ようやく5月17日の補足である。否定証明の問題は、科学のプロセスを採用している技術開発で、そのゴール実現が難しいと思われるときに起きる。

 

だからといって、非科学的な根性論を取り入れて「完成するまで、頑張れ」とマネジメント(注1)すれば防げる、という訳でもない。

 

それを防ぐには、非科学的ではあるが、考えられる限り全ての条件について実験で確認するようなプロセスを採用すれば、何か技術を進歩させるネタが見つかるかもしれない。これを効率よく行うにはラテン方格を用いる。

 

酸化スズゾルの帯電防止層について特許の実施例を再現するにあたり、実施例に書かれていない条件をすべて書き出し、書き出された全ての条件の組み合わせについて処方を組み立て、それらの塗布条件で手当たり次第PETに手作業のワイヤーバー塗布を行い、出来立ての塗布膜の導電性を評価していった。

 

このようなプロセスは仮説に基づく科学的な実験のやり方とは異なり、効率の悪い非科学的方法として企業の研究所では忌み嫌われる。
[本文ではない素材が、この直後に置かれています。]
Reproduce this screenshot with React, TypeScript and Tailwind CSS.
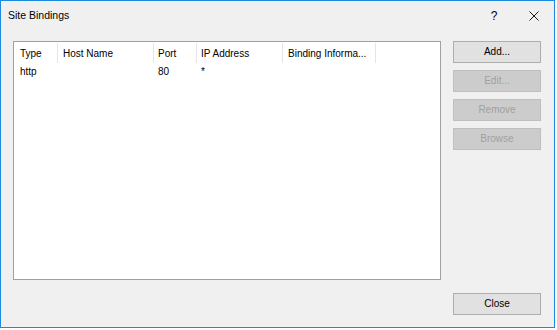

仮にラテン方格を使ったとしてもゴム会社の研究所では馬鹿にされている。

 

科学者と自称する人たちは、仮説に基づく実験こそ効率的、と信じている。しかし、技術開発でモノ造りのゴール実現が難しいテーマで、そのように進めると否定証明に走るリスクが高くなる(注2)。

 

仮説に基づく実験は重要である。しかし、それはモノができてから、「どうしてそれができたのか、もっと良い方法はないのか」と解析するときに行えばよい。モノが一度さえできれば、否定証明に走るリスクはほとんど無くなる。

 

だから酸化スズゾルの帯電防止層開発では、まず特許の実施例を再現してから、その再現された現象について解析を進めるといったプロセスで技術開発を行っている。この解析を進めるプロセスは100%科学的プロセスである。だから日本化学会で発表し講演賞を受賞できた。

 

(注1)高純度SiCの開発を担当していたときに、当事者である当方の気持ちなど無視して研究所内でこのような経営批判も聞かれたが、経営陣は決して根性論を持ち出さず、いつでもタオルを投げると優しく言ってくれていた。高純度SiCは非科学的プロセスで仕事を進めたので30年以上続く事業となったのである。また、その成果を解析する仕事(反応速度論による解析)で学位を取得している。技術を創り上げてから科学で技術を伝承しやすいようにまとめたのである。このスタイルは技術開発において否定証明を避ける良い方法である。技術開発は事業を生み出してこそ意味がある。科学の研究が目的ではない。

 

(注2)不適切な仮説を立てたために否定証明に走ってしまうのだが、仮説が適切かどうかについては、論理の視点で評価している。これを忘れている。自然現象がすべて論理的に説明できるためには、自然現象のすべてが科学的に解明され、その論理的つながりが明らかになっているときだけである。技術開発の過程で、二律背反の現象に時々遭遇するが、その中には、完璧に科学的に矛盾する現象もあれば、表層に現れた現象だけが科学的に矛盾する場合なども存在する。前者は回避手段はないが後者はすりあわせやKKDを駆使して解消する。商品開発では、ありがたいことにたいていは後者で対応可能な現象が多い。電気粘性流体でもすべての界面活性剤の機能をHLB値で説明できるという勘違いをしたために否定証明に走っている。アカデミアの先生が書かれた教科書の中には未だに間違った記述がなされている本も存在する。科学の研究は、自分で解きやすい問題を設定して進められている、というやや皮肉的な見方をしたほうがアイデアを出しやすい。小生のアイデア創出法の一つに「科学を疑ってみる」というのがある。

<企業における研究開発>

30数年間企業における研究開発の現場で様々な科学者と自称する人々の仕事の進め方を見てきたが、厳密な科学のプロセスを踏んでいる人はほとんどいなかった。分析や解析業務でもいい加減に進める人がいる。ただ報告書だけはさすがに論理的に書いている。だからねつ造のような報告書も多い。すなわち論理に厳密になるためにこじつけを行うのである。科学雑誌に投稿したらアウトになるような報告書をたくさん見てきた。そろそろ科学科学と叫ぶことをやめてもいいのではないかと思う。もう21世紀である。技術開発を真摯に目指すべきである。科学は自然を理解するための哲学であって、自然を理解し(これは小学校から学んでいる科学の方法で行う)そこに潜む人類に有用な機能をとりだすのは技術の方法で行うのが一番良い。